INSTRUCTION: From the first line of the data down to and including the line with "const Req = ()", copy everything exactly, leaving out pictures.

GIVEN INFORMATION:
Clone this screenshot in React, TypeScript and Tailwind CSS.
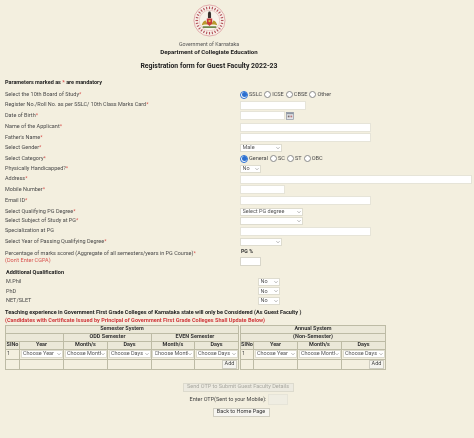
import React from "react";

const Req = () => <span className="text-[#d9534f]">*</span>;

function Label({ text, req = true }: { text: string; req?: boolean }) {
  return (
    <span className="whitespace-nowrap">
      {text}
      {req && <Req />}
    </span>
  );
}

function Row({ h, text, req = true, children }: { h: string; text: string; req?: boolean; children: React.ReactNode }) {
  return (
    <div className={`flex items-center ${h}`}>
      <div className="w-[235px] shrink-0">
        <Label text={text} req={req} />
      </div>
      <div className="flex items-center">{children}</div>
    </div>
  );
}

function Input({ w, h = "h-[9px]" }: { w: string; h?: string }) {
  return <input className={`${w} ${h} bg-white border border-[#e6e4d8] block`} />;
}

function Chevron() {
  return (
    <svg viewBox="0 0 6 4" className="absolute right-[2px] top-1/2 -translate-y-1/2 w-[4px] h-[3px] pointer-events-none">
      <path d="M0.6 0.8 3 3.2 5.4 0.8" fill="none" stroke="#777" strokeWidth="0.8" />
    </svg>
  );
}

function Sel({ w, text, h = "h-[8px]" }: { w: string; text: string; h?: string }) {
  return (
    <div className={`relative ${w} ${h}`}>
      <select className="appearance-none w-full h-full bg-white border border-[#dedccf] text-[5.5px] leading-none text-[#555] pl-[1.5px] pr-[5px] py-0 block">
        <option>{text}</option>
      </select>
      <Chevron />
    </div>
  );
}

function Radio({ label, checked = false }: { label: string; checked?: boolean }) {
  return (
    <span className="flex items-center mr-[2px]">
      <span
        className={
          checked
            ? "w-[8px] h-[8px] rounded-full border border-[#2a6fd0] bg-white flex items-center justify-center"
            : "w-[7px] h-[7px] rounded-full border border-[#8a8a8a] bg-white"
        }
      >
        {checked && <span className="w-[5px] h-[5px] rounded-full bg-[#2a6fd0]" />}
      </span>
      <span className="ml-[1px] text-[5.6px] mt-[1px]">{label}</span>
    </span>
  );
}

function Logo() {
  const dots = Array.from({ length: 28 }, (_, i) => (i * 360) / 28);
  return (
    <svg viewBox="0 0 34 34" className="w-[33px] h-[33px] mx-auto block">
      <circle cx="17" cy="17" r="16" fill="#f7f3ea" stroke="#d98a8f" strokeWidth="0.7" />
      <circle cx="17" cy="17" r="10.6" fill="#f7f3ea" stroke="#dfa0a2" strokeWidth="0.5" />
      {dots.map((a) => (
        <rect key={a} x="16.4" y="2.6" width="1.2" height="2.6" fill="#b5535c" transform={`rotate(${a} 17 17)`} />
      ))}
      <path d="M9 22c1-4 3-5 4-5l1 2h6l1-2c1 0 3 1 4 5l-3-1h-10z" fill="#b99a2e" />
      <path d="M14.2 15h5.6v5l-2.8 2.6-2.8-2.6z" fill="#c93a3a" />
      <rect x="15.4" y="9.5" width="3.2" height="5" fill="#3a3330" />
      <circle cx="17" cy="9.2" r="1.4" fill="#2f2a28" />
      <path d="M10 23h14v1.6H10z" fill="#5c7a35" />
      <circle cx="17" cy="17.6" r="1.2" fill="#e6c53d" />
    </svg>
  );
}

const cell = "border border-[#bdbba5] p-0 text-center overflow-hidden";
const head = `${cell} bg-[#ebe8d8] font-bold text-[#333] text-[5.5px] leading-none`;

function Choice({ text }: { text: string }) {
  return (
    <div className="mx-auto w-[42px]">
      <Sel w="w-[42px]" text={text} />
    </div>
  );
}

function AddBtn() {
  return (
    <button className="h-[9px] w-[15px] bg-[#f5f4ef] border border-[#cfcdc0] text-[5.5px] leading-none text-[#444] ml-auto mr-[1px] block p-0">
      Add
    </button>
  );
}

export default function App() {
  return (
    <div className="w-[474px] h-[438px] overflow-hidden bg-[#f3efdf] text-[5.5px] leading-none text-[#4a4a4a] font-['Roboto',sans-serif] blur-[0.4px]">
      <div className="w-[418px] pt-[4px] text-center">
        <Logo />
        <div className="mt-[5px] h-[7px] text-[#555] text-[5.3px]">Government of Karnataka</div>
        <div className="h-[8px] font-bold text-[#222] text-[6.1px]">Department of Collegiate Education</div>
        <div className="mt-[6px] h-[9px] font-bold text-[#222] text-[6.9px]">Registration form for Guest Faculty 2022-23</div>
      </div>

      <div className="pl-[5px] pt-[6px]">
        <div className="h-[9px] font-bold text-[#222] flex items-center">
          <span>
            Parameters marked as <Req /> are mandatory
          </span>
        </div>
        <Row h="h-[11px] mt-[2px]" text="Select the 10th Board of Study">
          <Radio label="SSLC" checked />
          <Radio label="ICSE" />
          <Radio label="CBSE" />
          <Radio label="Other" />
        </Row>
        <Row h="h-[10px]" text="Register No./Roll No. as per SSLC/ 10th Class Marks Card">
          <Input w="w-[66px]" />
        </Row>
        <Row h="h-[11px]" text="Date of Birth">
          <Input w="w-[45px]" />
          <svg viewBox="0 0 9 9" className="w-[8px] h-[8px] ml-[1px]">
            <rect x="0.5" y="0.5" width="8" height="8" fill="#e4e6ea" stroke="#8f97a3" strokeWidth="0.8" />
            <rect x="0.5" y="0.5" width="8" height="2" fill="#8f97a3" />
            <rect x="2" y="4" width="2" height="2" fill="#7a6a6a" />
            <rect x="5" y="4" width="2" height="2" fill="#b77" />
          </svg>
        </Row>
        <Row h="h-[12px]" text="Name of the Applicant">
          <Input w="w-[131px]" />
        </Row>
        <Row h="h-[9px]" text="Father's Name">
          <Input w="w-[131px]" />
        </Row>
        <Row h="h-[11px]" text="Select Gender">
          <Sel w="w-[42px]" text="Male" />
        </Row>
        <Row h="h-[11px]" text="Select Category">
          <Radio label="General" checked />
          <Radio label="SC" />
          <Radio label="ST" />
          <Radio label="OBC" />
        </Row>
        <Row h="h-[10px]" text="Physically Handicapped?">
          <Sel w="w-[21px]" text="No" />
        </Row>
        <Row h="h-[10px]" text="Address">
          <Input w="w-[232px]" />
        </Row>
        <Row h="h-[11px]" text="Mobile Number">
          <Input w="w-[45px]" />
        </Row>
        <Row h="h-[11px]" text="Email ID">
          <Input w="w-[131px]" />
        </Row>
        <Row h="h-[11px]" text="Select Qualifying PG Degree">
          <Sel w="w-[63px]" text="Select PG degree" />
        </Row>
        <Row h="h-[8px]" text="Select Subject of Study at PG">
          <Sel w="w-[63px]" text="" />
        </Row>
        <Row h="h-[12px]" text="Specialization at PG" req={false}>
          <Input w="w-[131px]" />
        </Row>
        <Row h="h-[9px]" text="Select Year of Passing Qualifying Degree">
          <Sel w="w-[42px]" text="" />
        </Row>

        <div className="flex h-[20px] mt-[1px]">
          <div className="w-[235px] shrink-0 pt-[3px]">
            <div className="h-[7px] flex items-center">
              <Label text="Percentage of marks scored (Aggregate of all semesters/years in PG Course)" />
            </div>
            <div className="text-[#d9534f] h-[7px] flex items-center">(Don't Enter CGPA)</div>
          </div>
          <div className="pt-[2px]">
            <div className="h-[6px] font-bold text-[#333] text-[5.2px] leading-none pl-[1px]">PG %</div>
            <input className="w-[21px] h-[9px] mt-[2px] bg-white border border-[#d8d6ca] block" />
          </div>
        </div>

        <div className="h-[9px] mt-[1px] pl-[1px] font-bold text-[#222] flex items-center">Additional Qualification</div>
        {["M.Phil", "PhD", "NET/SLET"].map((q) => (
          <div key={q} className="flex items-center h-[9.5px]">
            <div className="w-[253px] shrink-0 pl-[1px]">{q}</div>
            <Sel w="w-[22px]" text="No" />
          </div>
        ))}

        <div className="mt-[3px] h-[8px] font-bold text-[5.55px] text-[#222] flex items-center whitespace-nowrap">
          Teaching experience in Government First Grade Colleges of Karnataka state will only be Considered (As Guest Faculty )
        </div>
        <div className="h-[8px] font-bold text-[5.55px] text-[#d0383c] flex items-center whitespace-nowrap">
          (Candidates with Certificate Issued by Principal of Government First Grade Colleges Shall Update Below)
        </div>

        <div className="flex items-start">
          <table className="table-fixed border-collapse w-[233px] shrink-0">
            <colgroup>
              <col className="w-[14px]" />
              <col className="w-[44px]" />
              <col className="w-[44px]" />
              <col className="w-[44px]" />
              <col className="w-[43px]" />
              <col className="w-[44px]" />
            </colgroup>
            <tbody>
              <tr className="h-[8px]">
                <td colSpan={6} className={`${head} text-[#2b2b8f]`}>Semester System</td>
              </tr>
              <tr className="h-[8px]">
                <td colSpan={2} className={head}></td>
                <td colSpan={2} className={head}>ODD Semester</td>
                <td colSpan={2} className={head}>EVEN Semester</td>
              </tr>
              <tr className="h-[8px]">
                {["SlNo", "Year", "Month/s", "Days", "Month/s", "Days"].map((t, i) => (
                  <td key={i} className={head}>{t}</td>
                ))}
              </tr>
              <tr className="h-[10px]">
                <td className={`${cell} text-left pl-[1px]`}>1</td>
                <td className={cell}><Choice text="Choose Year" /></td>
                <td className={cell}><Choice text="Choose Month" /></td>
                <td className={cell}><Choice text="Choose Days" /></td>
                <td className={cell}><Choice text="Choose Month" /></td>
                <td className={cell}><Choice text="Choose Days" /></td>
              </tr>
              <tr className="h-[10px]">
                <td className={cell}></td>
                <td className={cell}></td>
                <td className={cell}></td>
                <td className={cell}></td>
                <td className={cell}></td>
                <td className={cell}><AddBtn /></td>
              </tr>
            </tbody>
          </table>

          <table className="table-fixed border-collapse w-[145px] ml-[1px] shrink-0">
            <colgroup>
              <col className="w-[13px]" />
              <col className="w-[44px]" />
              <col className="w-[44px]" />
              <col className="w-[44px]" />
            </colgroup>
            <tbody>
              <tr className="h-[8px]">
                <td colSpan={4} className={`${head} text-[#2b2b8f]`}>Annual System</td>
              </tr>
              <tr className="h-[8px]">
                <td colSpan={4} className={head}>(Non-Semester)</td>
              </tr>
              <tr className="h-[8px]">
                {["SlNo", "Year", "Month/s", "Days"].map((t, i) => (
                  <td key={i} className={head}>{t}</td>
                ))}
              </tr>
              <tr className="h-[10px]">
                <td className={`${cell} text-left pl-[1px]`}>1</td>
                <td className={cell}><Choice text="Choose Year" /></td>
                <td className={cell}><Choice text="Choose Month" /></td>
                <td className={cell}><Choice text="Choose Days" /></td>
              </tr>
              <tr className="h-[10px]">
                <td className={cell}></td>
                <td className={cell}></td>
                <td className={cell}></td>
                <td className={cell}><AddBtn /></td>
              </tr>
            </tbody>
          </table>
        </div>
      </div>

      <div className="flex flex-col items-center mt-[13px] pl-[2px]">
        <button className="h-[9px] w-[111px] bg-[#eceae0] border border-[#dcdacd] text-[5.5px] leading-none text-[#aaa9a0] whitespace-nowrap p-0">
          Send OTP to Submit Guest Faculty Details
        </button>
        <div className="flex items-center mt-[2px] h-[12px] text-[#444] ml-[2px]">
          <span>Enter OTP(Sent to your Mobile):</span>
          <input className="w-[20px] h-[11px] ml-[2px] bg-[#efede2] border border-[#e6e4d8] block" />
        </div>
        <button className="h-[9px] w-[57px] mt-[2px] ml-[6px] bg-[#f6f5f0] border border-[#cfcdc0] text-[5.5px] leading-none text-[#333] whitespace-nowrap p-0">
          Back to Home Page
        </button>
      </div>
    </div>
  );
}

ANSWER TO THE PROBLEM:
Clone this screenshot in React, TypeScript and Tailwind CSS.
import React from "react";

const Req = () => <span className="text-[#d9534f]">*</span>;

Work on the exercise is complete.